Take the records below from their first line to the line with "text-[16px] leading-none text-[#111]';", and restate those lines word for word.
── AVAILABLE DATA ──
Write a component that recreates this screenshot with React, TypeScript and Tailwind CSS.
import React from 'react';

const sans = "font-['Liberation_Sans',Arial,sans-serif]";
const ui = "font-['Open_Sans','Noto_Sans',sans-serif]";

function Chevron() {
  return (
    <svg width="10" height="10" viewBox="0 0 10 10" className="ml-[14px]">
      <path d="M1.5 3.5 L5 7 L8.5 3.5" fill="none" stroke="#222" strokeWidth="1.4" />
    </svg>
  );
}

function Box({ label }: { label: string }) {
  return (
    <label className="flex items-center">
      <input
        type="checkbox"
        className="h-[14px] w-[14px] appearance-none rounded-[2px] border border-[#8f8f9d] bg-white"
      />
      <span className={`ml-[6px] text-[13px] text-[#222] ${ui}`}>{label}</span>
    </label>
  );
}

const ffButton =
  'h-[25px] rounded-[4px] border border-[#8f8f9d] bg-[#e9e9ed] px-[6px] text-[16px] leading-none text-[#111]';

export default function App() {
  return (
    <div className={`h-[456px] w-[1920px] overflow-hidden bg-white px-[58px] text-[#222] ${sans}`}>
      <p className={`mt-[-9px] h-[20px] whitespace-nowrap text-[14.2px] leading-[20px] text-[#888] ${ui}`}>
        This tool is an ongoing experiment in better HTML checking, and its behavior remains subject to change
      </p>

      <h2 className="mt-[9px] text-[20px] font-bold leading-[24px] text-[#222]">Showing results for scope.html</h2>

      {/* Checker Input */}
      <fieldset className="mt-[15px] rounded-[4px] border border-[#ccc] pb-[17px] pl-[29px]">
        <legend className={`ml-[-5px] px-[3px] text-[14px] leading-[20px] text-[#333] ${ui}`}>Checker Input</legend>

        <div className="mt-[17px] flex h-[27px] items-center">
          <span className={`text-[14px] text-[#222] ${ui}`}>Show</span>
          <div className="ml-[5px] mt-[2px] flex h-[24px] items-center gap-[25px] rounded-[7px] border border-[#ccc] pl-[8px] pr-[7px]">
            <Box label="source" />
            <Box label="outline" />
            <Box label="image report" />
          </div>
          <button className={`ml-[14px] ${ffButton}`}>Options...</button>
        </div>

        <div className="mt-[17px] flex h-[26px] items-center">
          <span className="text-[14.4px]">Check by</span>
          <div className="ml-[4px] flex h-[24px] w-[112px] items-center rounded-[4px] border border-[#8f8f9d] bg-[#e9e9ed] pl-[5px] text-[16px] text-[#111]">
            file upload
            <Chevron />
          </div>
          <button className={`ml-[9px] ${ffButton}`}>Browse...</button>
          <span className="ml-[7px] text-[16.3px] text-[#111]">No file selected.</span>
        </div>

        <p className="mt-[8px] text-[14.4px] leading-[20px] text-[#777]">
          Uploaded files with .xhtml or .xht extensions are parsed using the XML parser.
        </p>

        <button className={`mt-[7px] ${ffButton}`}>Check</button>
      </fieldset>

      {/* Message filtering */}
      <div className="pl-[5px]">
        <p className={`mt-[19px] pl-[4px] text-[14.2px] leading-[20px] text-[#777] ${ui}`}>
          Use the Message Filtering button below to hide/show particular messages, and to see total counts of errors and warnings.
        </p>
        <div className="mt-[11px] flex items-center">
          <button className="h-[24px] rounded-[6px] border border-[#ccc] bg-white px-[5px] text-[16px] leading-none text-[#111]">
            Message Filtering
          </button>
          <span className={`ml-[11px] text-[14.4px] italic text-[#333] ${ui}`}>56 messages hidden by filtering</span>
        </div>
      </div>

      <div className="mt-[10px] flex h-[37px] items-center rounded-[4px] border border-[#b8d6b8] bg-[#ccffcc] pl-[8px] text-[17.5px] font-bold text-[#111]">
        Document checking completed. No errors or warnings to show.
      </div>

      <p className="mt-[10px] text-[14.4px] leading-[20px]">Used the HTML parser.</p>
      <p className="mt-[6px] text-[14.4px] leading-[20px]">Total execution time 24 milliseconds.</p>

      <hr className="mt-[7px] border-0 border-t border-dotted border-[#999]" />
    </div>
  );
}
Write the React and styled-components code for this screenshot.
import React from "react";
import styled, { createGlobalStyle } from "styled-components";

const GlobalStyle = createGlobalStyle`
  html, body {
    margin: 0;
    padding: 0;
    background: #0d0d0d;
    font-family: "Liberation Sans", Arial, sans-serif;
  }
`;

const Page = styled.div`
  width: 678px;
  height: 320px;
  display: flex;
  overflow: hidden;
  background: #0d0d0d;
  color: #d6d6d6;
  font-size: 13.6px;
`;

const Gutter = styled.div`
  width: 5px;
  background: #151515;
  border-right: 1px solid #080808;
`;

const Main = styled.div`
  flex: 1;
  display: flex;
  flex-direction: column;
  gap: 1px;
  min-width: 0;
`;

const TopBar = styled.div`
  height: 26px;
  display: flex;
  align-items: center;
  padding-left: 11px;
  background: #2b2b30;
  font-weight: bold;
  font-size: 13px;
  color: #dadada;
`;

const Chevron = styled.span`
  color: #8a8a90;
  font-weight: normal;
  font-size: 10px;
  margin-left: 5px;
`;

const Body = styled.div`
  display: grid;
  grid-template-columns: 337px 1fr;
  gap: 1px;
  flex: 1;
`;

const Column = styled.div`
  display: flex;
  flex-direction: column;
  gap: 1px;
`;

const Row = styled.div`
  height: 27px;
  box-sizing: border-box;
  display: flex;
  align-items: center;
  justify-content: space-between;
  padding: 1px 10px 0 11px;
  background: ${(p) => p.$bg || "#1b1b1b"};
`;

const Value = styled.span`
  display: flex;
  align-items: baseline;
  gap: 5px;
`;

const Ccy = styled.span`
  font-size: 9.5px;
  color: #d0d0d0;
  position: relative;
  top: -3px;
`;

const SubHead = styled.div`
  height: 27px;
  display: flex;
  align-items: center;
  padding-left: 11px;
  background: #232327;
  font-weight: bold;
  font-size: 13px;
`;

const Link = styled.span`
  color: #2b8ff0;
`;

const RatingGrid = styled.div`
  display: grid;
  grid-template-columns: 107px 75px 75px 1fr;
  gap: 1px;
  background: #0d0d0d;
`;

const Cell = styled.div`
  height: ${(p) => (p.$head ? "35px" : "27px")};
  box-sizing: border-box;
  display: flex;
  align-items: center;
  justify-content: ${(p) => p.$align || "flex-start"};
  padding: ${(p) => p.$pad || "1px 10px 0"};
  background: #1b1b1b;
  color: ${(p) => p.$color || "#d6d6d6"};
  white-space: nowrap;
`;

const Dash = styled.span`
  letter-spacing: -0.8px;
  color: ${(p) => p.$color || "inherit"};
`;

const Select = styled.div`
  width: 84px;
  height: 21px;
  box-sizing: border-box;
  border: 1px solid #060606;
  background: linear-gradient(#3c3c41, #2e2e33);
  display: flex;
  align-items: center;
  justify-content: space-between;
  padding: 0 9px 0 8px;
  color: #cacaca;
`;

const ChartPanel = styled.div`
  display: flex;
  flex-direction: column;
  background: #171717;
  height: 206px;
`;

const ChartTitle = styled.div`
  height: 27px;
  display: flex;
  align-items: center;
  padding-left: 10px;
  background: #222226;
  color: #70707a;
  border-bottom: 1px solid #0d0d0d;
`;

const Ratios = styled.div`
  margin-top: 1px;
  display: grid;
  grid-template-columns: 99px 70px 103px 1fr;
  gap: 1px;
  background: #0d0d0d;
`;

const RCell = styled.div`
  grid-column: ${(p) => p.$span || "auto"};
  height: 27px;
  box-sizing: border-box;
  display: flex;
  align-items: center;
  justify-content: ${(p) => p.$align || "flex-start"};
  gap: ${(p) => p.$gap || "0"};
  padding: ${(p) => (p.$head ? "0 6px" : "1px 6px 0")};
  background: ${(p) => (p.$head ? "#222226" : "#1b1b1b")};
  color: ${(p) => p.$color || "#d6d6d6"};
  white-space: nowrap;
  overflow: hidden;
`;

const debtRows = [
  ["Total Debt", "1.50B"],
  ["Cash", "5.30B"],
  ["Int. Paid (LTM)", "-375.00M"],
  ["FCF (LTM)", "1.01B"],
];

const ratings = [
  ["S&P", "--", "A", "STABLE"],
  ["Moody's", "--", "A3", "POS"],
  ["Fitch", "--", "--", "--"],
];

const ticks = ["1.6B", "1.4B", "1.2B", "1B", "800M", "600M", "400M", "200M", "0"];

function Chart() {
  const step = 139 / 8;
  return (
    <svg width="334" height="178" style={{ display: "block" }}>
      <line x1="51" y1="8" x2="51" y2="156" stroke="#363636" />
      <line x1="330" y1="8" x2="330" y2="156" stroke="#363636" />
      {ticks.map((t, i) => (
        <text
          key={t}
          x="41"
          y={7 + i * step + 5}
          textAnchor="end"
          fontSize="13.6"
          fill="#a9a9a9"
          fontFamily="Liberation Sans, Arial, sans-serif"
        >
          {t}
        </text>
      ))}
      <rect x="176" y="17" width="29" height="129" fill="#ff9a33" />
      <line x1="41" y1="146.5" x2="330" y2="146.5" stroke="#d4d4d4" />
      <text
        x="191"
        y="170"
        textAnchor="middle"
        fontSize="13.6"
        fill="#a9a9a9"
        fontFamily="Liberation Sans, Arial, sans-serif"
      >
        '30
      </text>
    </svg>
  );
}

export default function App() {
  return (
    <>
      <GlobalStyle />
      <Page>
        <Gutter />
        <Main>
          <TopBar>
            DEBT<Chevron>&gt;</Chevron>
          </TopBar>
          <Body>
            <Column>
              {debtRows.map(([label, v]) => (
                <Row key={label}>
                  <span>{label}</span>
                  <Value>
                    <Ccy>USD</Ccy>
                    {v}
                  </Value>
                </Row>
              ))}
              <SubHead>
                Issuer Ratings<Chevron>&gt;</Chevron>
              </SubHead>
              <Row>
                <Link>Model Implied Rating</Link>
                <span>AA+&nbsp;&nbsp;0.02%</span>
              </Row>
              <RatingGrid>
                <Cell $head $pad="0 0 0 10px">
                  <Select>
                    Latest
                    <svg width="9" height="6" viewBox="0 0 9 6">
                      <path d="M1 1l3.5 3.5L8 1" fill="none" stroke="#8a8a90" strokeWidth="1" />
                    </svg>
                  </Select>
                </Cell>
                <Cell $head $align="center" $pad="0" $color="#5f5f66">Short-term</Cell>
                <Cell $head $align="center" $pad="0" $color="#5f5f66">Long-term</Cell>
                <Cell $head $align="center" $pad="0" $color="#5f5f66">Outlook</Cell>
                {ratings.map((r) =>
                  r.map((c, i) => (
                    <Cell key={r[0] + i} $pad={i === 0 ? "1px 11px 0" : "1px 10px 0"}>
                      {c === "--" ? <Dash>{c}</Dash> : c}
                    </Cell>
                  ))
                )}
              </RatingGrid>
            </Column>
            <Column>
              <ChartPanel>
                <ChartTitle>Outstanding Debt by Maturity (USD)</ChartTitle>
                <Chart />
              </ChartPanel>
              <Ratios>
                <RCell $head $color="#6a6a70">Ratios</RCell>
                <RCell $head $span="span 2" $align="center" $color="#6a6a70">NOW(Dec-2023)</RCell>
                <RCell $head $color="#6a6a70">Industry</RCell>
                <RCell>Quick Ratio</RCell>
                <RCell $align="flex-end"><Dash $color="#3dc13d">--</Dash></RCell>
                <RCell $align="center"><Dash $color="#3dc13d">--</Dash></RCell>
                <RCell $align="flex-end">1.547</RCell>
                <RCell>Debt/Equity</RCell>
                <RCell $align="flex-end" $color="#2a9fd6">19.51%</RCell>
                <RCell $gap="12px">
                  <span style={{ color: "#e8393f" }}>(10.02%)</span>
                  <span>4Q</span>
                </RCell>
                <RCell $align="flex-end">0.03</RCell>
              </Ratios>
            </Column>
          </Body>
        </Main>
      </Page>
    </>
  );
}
───
[THE SOLUTION]
Write a component that recreates this screenshot with React, TypeScript and Tailwind CSS.
import React from 'react';

const sans = "font-['Liberation_Sans',Arial,sans-serif]";
const ui = "font-['Open_Sans','Noto_Sans',sans-serif]";

function Chevron() {
  return (
    <svg width="10" height="10" viewBox="0 0 10 10" className="ml-[14px]">
      <path d="M1.5 3.5 L5 7 L8.5 3.5" fill="none" stroke="#222" strokeWidth="1.4" />
    </svg>
  );
}

function Box({ label }: { label: string }) {
  return (
    <label className="flex items-center">
      <input
        type="checkbox"
        className="h-[14px] w-[14px] appearance-none rounded-[2px] border border-[#8f8f9d] bg-white"
      />
      <span className={`ml-[6px] text-[13px] text-[#222] ${ui}`}>{label}</span>
    </label>
  );
}

const ffButton =
  'h-[25px] rounded-[4px] border border-[#8f8f9d] bg-[#e9e9ed] px-[6px] text-[16px] leading-none text-[#111]';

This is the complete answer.